◆ **SOURCE EXCERPT**
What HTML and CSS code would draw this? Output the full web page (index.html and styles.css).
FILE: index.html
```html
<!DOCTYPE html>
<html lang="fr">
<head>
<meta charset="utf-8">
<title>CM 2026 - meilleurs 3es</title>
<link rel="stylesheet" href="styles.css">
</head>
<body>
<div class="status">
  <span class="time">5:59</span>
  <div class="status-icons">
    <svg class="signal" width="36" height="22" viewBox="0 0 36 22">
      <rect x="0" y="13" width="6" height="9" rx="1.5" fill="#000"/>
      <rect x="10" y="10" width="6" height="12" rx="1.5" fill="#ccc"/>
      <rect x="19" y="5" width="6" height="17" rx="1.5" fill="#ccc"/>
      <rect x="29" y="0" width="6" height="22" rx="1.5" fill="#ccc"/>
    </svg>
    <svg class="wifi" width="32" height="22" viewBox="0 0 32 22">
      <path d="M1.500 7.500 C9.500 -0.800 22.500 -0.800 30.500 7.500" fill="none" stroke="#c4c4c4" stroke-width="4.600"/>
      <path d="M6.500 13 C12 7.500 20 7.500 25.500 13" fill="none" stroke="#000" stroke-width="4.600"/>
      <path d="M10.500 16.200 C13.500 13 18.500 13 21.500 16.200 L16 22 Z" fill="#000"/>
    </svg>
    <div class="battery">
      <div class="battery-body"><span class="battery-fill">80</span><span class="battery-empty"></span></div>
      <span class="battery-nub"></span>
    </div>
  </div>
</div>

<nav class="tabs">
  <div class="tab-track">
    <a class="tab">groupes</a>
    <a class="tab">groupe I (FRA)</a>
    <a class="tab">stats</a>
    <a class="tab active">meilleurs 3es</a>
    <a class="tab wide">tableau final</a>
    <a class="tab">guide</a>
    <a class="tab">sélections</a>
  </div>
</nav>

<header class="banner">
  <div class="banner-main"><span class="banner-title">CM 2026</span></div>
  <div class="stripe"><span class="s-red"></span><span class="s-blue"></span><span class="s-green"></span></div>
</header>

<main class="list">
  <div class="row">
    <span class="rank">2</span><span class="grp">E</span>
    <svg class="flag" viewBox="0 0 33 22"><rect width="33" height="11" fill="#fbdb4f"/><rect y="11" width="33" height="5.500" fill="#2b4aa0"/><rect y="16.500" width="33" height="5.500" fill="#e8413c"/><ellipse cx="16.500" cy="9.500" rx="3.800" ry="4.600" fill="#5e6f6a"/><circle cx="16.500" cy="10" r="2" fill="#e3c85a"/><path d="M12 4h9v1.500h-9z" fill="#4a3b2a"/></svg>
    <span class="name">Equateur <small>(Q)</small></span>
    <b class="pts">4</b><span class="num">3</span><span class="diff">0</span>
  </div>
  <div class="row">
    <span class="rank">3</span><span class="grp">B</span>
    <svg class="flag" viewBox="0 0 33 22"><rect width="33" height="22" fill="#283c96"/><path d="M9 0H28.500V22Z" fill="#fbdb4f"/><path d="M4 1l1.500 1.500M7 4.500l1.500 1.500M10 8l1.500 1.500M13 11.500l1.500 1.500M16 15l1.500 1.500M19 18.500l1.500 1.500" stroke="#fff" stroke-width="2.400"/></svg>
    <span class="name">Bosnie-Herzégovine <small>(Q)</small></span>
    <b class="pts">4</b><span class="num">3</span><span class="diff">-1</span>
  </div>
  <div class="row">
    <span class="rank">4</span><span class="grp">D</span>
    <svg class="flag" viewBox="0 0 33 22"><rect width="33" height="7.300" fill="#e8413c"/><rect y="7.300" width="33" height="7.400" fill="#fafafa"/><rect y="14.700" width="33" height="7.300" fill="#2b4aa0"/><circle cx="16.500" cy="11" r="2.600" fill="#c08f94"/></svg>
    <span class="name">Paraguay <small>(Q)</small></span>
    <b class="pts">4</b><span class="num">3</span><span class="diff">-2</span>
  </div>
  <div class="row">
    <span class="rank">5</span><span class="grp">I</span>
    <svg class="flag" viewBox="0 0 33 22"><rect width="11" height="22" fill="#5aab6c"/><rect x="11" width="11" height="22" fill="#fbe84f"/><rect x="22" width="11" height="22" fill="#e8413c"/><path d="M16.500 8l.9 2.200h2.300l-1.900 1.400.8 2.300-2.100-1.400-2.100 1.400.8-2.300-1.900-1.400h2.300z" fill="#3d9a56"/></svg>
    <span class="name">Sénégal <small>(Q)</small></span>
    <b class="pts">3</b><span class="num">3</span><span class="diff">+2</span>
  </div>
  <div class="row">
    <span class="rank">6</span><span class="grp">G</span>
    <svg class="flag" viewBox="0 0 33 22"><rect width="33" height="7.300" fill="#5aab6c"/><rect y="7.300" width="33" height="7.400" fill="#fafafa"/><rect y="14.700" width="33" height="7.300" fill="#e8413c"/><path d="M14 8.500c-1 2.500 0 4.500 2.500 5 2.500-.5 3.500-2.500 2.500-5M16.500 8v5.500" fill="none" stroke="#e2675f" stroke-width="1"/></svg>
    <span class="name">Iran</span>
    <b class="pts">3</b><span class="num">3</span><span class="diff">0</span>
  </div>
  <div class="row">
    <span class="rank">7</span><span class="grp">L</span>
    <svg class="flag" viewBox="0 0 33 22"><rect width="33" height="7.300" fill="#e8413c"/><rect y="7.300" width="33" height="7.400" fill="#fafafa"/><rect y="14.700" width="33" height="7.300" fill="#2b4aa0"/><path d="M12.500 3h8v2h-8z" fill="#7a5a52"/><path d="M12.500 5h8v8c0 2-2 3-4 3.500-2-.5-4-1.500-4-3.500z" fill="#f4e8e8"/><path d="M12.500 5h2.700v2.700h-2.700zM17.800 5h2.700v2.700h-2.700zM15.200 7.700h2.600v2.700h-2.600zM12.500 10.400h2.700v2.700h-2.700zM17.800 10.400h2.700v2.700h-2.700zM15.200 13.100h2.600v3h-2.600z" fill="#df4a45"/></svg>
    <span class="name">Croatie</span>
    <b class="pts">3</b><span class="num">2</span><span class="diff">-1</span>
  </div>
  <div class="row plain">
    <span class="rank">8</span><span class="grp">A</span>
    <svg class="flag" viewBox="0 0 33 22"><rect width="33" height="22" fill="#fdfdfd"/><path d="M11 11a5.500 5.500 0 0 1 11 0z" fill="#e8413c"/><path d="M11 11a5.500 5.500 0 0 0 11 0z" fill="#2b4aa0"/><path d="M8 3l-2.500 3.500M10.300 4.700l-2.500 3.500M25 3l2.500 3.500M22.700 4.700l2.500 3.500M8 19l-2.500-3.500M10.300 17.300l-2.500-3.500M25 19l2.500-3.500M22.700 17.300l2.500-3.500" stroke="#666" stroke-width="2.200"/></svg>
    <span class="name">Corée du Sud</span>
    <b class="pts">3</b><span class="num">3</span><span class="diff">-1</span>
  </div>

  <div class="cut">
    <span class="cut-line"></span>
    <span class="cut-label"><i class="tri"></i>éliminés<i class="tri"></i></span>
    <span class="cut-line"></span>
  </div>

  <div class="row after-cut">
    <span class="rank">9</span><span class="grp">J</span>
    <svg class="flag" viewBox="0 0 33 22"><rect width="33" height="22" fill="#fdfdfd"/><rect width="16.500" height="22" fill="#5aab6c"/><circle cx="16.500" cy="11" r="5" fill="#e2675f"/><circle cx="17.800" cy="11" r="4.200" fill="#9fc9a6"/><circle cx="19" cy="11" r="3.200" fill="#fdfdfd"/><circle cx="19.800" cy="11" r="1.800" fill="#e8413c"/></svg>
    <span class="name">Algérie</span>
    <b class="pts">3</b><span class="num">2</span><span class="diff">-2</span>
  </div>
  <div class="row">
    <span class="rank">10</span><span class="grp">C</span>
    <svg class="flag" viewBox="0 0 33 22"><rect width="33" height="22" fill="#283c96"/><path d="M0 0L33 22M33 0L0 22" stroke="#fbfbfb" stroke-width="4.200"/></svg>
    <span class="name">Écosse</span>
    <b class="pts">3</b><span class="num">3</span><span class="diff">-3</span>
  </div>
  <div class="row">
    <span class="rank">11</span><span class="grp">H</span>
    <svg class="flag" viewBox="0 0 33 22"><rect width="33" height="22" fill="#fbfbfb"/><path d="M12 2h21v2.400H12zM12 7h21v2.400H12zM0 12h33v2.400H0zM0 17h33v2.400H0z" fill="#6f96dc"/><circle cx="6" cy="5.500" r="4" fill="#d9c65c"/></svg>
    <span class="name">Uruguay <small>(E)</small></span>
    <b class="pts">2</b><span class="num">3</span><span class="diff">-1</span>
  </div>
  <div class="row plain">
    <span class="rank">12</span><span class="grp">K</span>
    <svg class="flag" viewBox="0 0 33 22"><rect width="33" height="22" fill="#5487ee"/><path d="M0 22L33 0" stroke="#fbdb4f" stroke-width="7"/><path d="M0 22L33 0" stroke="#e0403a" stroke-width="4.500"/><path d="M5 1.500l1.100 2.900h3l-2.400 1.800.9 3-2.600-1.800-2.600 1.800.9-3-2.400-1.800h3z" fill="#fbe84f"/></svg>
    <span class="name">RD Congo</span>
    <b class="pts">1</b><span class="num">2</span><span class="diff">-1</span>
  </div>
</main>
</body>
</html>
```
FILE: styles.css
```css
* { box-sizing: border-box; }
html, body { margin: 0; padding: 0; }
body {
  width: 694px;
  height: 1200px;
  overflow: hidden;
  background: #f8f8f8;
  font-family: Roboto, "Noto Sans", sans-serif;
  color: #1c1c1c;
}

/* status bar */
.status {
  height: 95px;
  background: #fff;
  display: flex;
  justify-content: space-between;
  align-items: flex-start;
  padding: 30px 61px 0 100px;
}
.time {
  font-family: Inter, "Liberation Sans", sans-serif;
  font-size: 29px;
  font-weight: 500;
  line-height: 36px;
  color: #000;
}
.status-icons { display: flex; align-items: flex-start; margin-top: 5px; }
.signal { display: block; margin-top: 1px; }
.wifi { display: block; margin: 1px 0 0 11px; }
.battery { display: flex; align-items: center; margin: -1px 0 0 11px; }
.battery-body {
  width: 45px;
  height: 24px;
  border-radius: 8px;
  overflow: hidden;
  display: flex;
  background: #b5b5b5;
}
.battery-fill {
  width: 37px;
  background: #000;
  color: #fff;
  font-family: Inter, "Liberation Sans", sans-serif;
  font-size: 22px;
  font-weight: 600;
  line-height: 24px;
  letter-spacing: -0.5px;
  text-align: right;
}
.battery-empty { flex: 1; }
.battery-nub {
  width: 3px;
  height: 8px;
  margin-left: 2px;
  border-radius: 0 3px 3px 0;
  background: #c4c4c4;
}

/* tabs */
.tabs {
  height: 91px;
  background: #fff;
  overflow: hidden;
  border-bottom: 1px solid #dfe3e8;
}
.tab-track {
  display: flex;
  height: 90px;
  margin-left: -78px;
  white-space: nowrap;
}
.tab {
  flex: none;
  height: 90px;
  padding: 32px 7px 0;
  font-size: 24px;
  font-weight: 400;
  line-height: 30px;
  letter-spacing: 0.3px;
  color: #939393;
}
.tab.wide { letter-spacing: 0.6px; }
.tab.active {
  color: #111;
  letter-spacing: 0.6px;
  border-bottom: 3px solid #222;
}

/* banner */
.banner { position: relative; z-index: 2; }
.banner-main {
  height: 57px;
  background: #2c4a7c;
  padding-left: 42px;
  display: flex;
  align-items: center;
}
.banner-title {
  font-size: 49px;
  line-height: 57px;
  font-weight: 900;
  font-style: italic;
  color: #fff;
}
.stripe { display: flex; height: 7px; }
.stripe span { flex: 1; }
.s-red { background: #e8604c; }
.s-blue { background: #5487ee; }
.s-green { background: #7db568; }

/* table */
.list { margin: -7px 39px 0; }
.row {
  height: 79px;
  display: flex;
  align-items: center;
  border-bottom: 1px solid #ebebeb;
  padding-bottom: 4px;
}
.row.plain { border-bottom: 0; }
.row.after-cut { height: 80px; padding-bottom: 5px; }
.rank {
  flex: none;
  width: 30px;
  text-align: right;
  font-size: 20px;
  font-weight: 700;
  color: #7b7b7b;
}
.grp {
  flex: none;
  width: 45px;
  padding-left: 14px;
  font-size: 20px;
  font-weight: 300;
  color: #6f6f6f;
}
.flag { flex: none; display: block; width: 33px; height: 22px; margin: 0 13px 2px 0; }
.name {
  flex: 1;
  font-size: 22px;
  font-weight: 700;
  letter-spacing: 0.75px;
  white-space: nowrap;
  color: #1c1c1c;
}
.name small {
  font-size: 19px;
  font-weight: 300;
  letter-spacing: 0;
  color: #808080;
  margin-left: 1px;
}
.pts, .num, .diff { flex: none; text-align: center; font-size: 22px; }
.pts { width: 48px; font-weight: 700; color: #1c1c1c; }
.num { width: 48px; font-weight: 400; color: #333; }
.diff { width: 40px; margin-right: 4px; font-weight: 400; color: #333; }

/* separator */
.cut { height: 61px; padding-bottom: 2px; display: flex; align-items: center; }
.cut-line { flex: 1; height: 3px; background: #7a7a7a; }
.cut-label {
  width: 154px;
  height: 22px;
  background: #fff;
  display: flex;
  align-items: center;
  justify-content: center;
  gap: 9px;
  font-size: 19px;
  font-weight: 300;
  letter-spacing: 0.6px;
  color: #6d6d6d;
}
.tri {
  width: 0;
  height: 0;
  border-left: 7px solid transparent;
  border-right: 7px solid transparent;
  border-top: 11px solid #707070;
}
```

◆ **REQUIRED TASK**
Count each line where the string "styles" occurs, and write only the number.

◆ **EXERCISE RESULT**
3